Numismatic Rarity converts the Survival Estimate for a particular coin into a number from 1 to 10 (with decimal increments) based on the PCGS Rarity Scale. The higher the number, the more rare the coin.
Relative Rarity By Type
Relative Rarity By Type ranks the rarity of this coin with all other coins of this Type. Lower numbers indicate rarer coins.
Relative Rarity By Series
Relative Rarity By Series ranks the rarity of this coin with all other coins of this Series. Lower numbers indicate rarer coins.

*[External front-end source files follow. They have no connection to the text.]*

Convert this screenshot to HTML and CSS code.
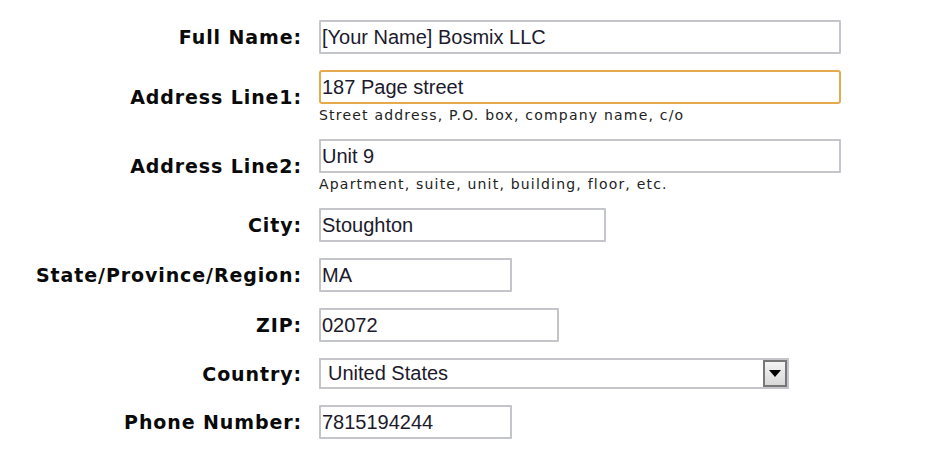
FILE: index.html
```html
<!DOCTYPE html>
<html lang="en">

<head>
    <meta charset="UTF-8">
    <meta name="viewport" content="width=device-width, initial-scale=1.0">
    <title>Shipping Address</title>
    <link rel="stylesheet" href="styles.css">
</head>

<body>
    <form id="addressForm" class="address-form">
        <label class="field-label" for="fullName">Full Name:</label>
        <div class="field">
            <input type="text" id="fullName" class="text-input wide" value="[Your Name] Bosmix LLC">
        </div>

        <label class="field-label" for="address1">Address Line1:</label>
        <div class="field">
            <input type="text" id="address1" class="text-input wide focused" value="187 Page street">
            <span class="hint">Street address, P.O. box, company name, c/o</span>
        </div>

        <label class="field-label" for="address2">Address Line2:</label>
        <div class="field">
            <input type="text" id="address2" class="text-input wide" value="Unit 9">
            <span class="hint">Apartment, suite, unit, building, floor, etc.</span>
        </div>

        <label class="field-label" for="city">City:</label>
        <div class="field">
            <input type="text" id="city" class="text-input city" value="Stoughton">
        </div>

        <label class="field-label" for="state">State/Province/Region:</label>
        <div class="field">
            <input type="text" id="state" class="text-input short" value="MA">
        </div>

        <label class="field-label" for="zip">ZIP:</label>
        <div class="field">
            <input type="text" id="zip" class="text-input zip" value="02072">
        </div>

        <label class="field-label" for="country">Country:</label>
        <div class="field">
            <div class="select-box">
                <span class="select-value">United States</span>
                <span class="select-button">
                    <svg width="12" height="7" viewBox="0 0 12 7"><path d="M0 0 L12 0 L6 7 Z" fill="#000"/></svg>
                </span>
            </div>
        </div>

        <label class="field-label" for="phone">Phone Number:</label>
        <div class="field">
            <input type="text" id="phone" class="text-input short" value="7815194244">
        </div>
    </form>
</body>

</html>
```

FILE: styles.css
```css
body {
    margin: 0;
    padding: 0;
    background-color: #fff;
}

.address-form {
    display: grid;
    grid-template-columns: 301px auto;
    column-gap: 18px;
    row-gap: 16px;
    align-items: center;
    justify-content: start;
    padding-top: 20px;
}

.field-label {
    font-family: "DejaVu Sans", Verdana, sans-serif;
    font-weight: bold;
    font-size: 19px;
    letter-spacing: 0.9px;
    color: #0a0a0a;
    text-align: right;
    margin-right: -1px;
}

.field {
    display: flex;
    flex-direction: column;
    align-items: flex-start;
}

.text-input {
    box-sizing: border-box;
    height: 34px;
    padding: 0 0 0 1px;
    border: 2px solid #c4c4cb;
    border-radius: 1px;
    font-family: "Liberation Sans", Arial, sans-serif;
    font-size: 20px;
    color: #1c1a2c;
    outline: none;
}

.text-input.focused {
    border-color: #e4aa4c;
    border-radius: 3px;
}

.wide {
    width: 522px;
}

.city {
    width: 287px;
}

.short {
    width: 193px;
}

.zip {
    width: 240px;
}

.hint {
    font-family: "DejaVu Sans", Verdana, sans-serif;
    font-size: 14px;
    letter-spacing: 1.2px;
    color: #222;
    margin-top: 3px;
    line-height: 16px;
}

.select-box {
    box-sizing: border-box;
    width: 470px;
    height: 31px;
    border: 2px solid #c4c4cb;
    display: flex;
    align-items: center;
    justify-content: space-between;
}

.select-value {
    font-family: "Liberation Sans", Arial, sans-serif;
    font-size: 20px;
    color: #1c1a2c;
    padding-left: 7px;
}

.select-button {
    box-sizing: border-box;
    width: 24px;
    height: 27px;
    border: 2px solid #777;
    background: linear-gradient(#f4f4f4, #d8d8d8);
    display: flex;
    align-items: center;
    justify-content: center;
}
```
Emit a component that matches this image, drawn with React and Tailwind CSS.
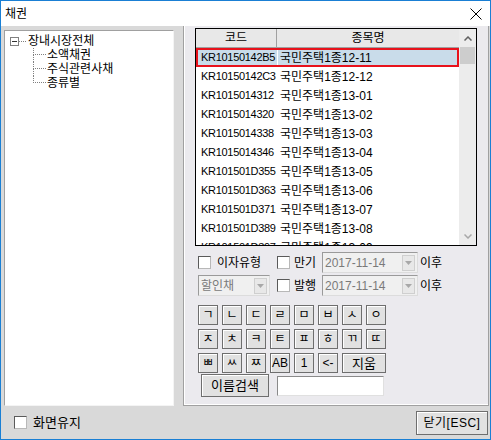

Philadelphia Mint circulation strike quarters from 1879-1889 have low mintages ranging from 5,000 to 15,200. The reason for these tiny mintage figures was the Bland-Allison Silver Act of 1878. The Act mandated the minting of prodigious amounts of dollar coins to satisfy the demands of Western mining interests. This taxed the Mint's coining and die making machinery which resulted in meager production of sorely needed minor coinage. The situation was not corrected until 1892 with the introduction of the new Barber coinage. With survival estimates in the 15% range, circulation strike quarters of these dates were, and still are, highly sought by date collectors, and hoarded by some.